GIVEN PROBLEM = Find each line with the word "components" and state how many there are, nothing more.
+++++
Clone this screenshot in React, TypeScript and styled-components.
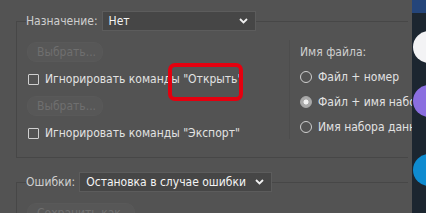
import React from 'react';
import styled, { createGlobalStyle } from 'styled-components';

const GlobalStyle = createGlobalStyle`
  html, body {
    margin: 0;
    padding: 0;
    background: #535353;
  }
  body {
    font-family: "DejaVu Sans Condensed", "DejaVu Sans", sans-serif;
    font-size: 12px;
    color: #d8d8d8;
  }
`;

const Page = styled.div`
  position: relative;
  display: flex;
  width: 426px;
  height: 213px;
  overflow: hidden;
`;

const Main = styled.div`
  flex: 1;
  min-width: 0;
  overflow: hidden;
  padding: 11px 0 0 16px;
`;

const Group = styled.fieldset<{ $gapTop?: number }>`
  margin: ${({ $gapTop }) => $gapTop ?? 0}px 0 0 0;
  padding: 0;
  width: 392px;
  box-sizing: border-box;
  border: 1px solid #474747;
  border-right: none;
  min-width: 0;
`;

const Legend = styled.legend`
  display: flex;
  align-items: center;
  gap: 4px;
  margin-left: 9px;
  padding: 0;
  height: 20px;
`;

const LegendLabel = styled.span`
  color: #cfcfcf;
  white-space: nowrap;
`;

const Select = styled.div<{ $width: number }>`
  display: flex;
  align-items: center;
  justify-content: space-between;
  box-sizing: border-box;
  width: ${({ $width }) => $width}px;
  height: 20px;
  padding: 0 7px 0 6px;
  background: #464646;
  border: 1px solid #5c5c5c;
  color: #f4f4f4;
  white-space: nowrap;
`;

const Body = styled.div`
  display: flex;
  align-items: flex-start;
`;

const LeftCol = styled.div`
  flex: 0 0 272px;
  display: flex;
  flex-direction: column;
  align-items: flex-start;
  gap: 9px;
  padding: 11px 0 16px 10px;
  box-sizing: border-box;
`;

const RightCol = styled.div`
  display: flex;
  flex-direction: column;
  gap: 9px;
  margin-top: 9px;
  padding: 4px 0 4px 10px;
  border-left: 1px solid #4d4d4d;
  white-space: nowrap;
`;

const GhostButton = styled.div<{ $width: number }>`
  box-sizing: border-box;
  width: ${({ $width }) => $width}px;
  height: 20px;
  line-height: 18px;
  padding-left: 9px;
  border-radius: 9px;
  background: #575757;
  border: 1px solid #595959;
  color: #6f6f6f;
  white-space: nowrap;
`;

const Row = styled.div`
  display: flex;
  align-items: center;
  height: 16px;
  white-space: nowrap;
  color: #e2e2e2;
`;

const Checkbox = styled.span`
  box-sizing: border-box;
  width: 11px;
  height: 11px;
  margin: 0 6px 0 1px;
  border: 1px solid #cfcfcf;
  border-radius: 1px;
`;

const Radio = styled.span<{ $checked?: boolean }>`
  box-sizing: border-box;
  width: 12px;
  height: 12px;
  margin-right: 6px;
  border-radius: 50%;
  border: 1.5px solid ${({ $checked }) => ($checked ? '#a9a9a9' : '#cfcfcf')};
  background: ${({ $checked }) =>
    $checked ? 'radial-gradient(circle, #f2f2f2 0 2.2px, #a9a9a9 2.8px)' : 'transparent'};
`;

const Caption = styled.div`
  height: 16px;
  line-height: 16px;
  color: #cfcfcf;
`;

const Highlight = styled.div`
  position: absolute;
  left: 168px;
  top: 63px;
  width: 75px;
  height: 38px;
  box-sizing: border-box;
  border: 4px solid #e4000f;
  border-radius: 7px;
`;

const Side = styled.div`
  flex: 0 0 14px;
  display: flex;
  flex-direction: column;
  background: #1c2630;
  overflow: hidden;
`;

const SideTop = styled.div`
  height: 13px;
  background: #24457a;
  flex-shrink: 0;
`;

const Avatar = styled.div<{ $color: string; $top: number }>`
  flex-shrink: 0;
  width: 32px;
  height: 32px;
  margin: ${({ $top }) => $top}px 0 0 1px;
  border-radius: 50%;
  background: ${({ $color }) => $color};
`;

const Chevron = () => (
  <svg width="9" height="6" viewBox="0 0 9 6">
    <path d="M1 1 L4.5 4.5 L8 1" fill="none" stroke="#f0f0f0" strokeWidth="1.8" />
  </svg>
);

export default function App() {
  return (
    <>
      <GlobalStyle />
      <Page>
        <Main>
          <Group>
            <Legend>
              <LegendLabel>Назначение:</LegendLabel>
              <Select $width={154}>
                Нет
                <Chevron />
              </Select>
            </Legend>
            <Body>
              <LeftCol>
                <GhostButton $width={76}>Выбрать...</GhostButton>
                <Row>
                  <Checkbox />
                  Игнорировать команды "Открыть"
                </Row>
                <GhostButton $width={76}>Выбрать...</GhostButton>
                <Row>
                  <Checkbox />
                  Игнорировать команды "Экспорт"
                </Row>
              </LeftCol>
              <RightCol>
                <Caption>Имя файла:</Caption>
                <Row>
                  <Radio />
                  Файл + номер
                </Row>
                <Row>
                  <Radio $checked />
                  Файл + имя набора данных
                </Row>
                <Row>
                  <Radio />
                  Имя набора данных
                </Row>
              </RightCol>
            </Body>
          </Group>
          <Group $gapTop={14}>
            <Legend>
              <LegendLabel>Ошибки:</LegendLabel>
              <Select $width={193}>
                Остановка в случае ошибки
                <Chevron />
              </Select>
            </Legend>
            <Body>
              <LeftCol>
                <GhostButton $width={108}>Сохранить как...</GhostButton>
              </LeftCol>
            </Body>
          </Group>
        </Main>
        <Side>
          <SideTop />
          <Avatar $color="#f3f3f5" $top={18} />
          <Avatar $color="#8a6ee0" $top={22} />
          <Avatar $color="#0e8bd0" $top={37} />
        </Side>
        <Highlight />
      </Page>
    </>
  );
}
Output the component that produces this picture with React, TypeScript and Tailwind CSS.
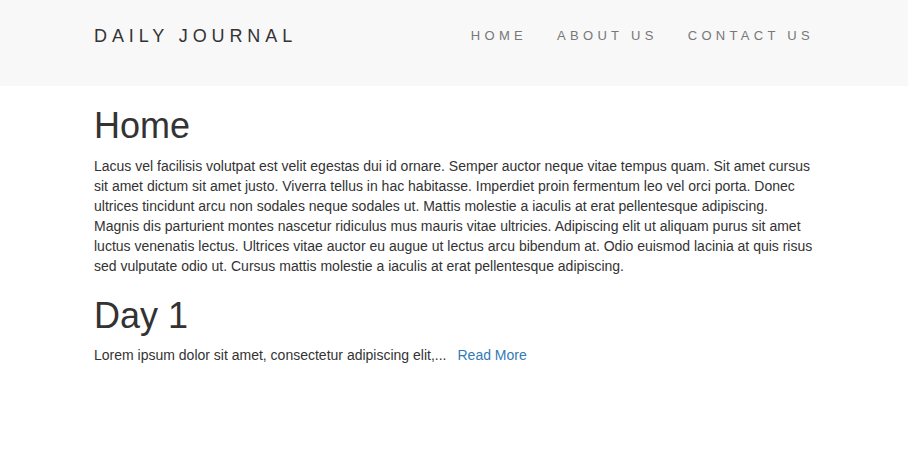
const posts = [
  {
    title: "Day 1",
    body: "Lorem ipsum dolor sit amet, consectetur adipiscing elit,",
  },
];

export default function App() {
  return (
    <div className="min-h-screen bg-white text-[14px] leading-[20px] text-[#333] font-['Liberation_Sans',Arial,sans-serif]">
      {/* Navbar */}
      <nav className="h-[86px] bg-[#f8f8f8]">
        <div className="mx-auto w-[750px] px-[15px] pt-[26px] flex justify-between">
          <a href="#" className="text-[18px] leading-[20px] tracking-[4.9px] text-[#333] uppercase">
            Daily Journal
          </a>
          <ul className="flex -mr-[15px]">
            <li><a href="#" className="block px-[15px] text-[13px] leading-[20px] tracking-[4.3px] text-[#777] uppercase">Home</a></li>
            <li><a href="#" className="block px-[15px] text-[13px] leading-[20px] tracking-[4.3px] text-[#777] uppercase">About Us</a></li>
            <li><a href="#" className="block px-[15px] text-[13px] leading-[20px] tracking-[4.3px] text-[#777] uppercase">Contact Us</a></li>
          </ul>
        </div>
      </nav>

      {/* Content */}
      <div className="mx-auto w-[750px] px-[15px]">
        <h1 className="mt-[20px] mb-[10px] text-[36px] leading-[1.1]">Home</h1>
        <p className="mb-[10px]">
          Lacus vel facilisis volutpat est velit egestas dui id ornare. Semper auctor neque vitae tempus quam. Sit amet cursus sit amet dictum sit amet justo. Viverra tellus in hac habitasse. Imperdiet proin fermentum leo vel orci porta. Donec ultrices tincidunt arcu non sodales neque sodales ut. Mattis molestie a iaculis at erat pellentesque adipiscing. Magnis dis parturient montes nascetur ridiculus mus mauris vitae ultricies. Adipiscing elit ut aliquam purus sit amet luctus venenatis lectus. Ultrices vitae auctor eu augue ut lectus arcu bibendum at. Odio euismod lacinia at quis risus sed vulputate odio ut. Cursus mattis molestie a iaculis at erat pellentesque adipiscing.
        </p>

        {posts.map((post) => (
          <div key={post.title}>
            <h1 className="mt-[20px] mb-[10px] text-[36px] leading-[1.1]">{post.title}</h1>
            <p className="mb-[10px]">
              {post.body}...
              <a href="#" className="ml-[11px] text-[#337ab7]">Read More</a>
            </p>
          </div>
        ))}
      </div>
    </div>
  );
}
+++++
WORKED ANSWER = 2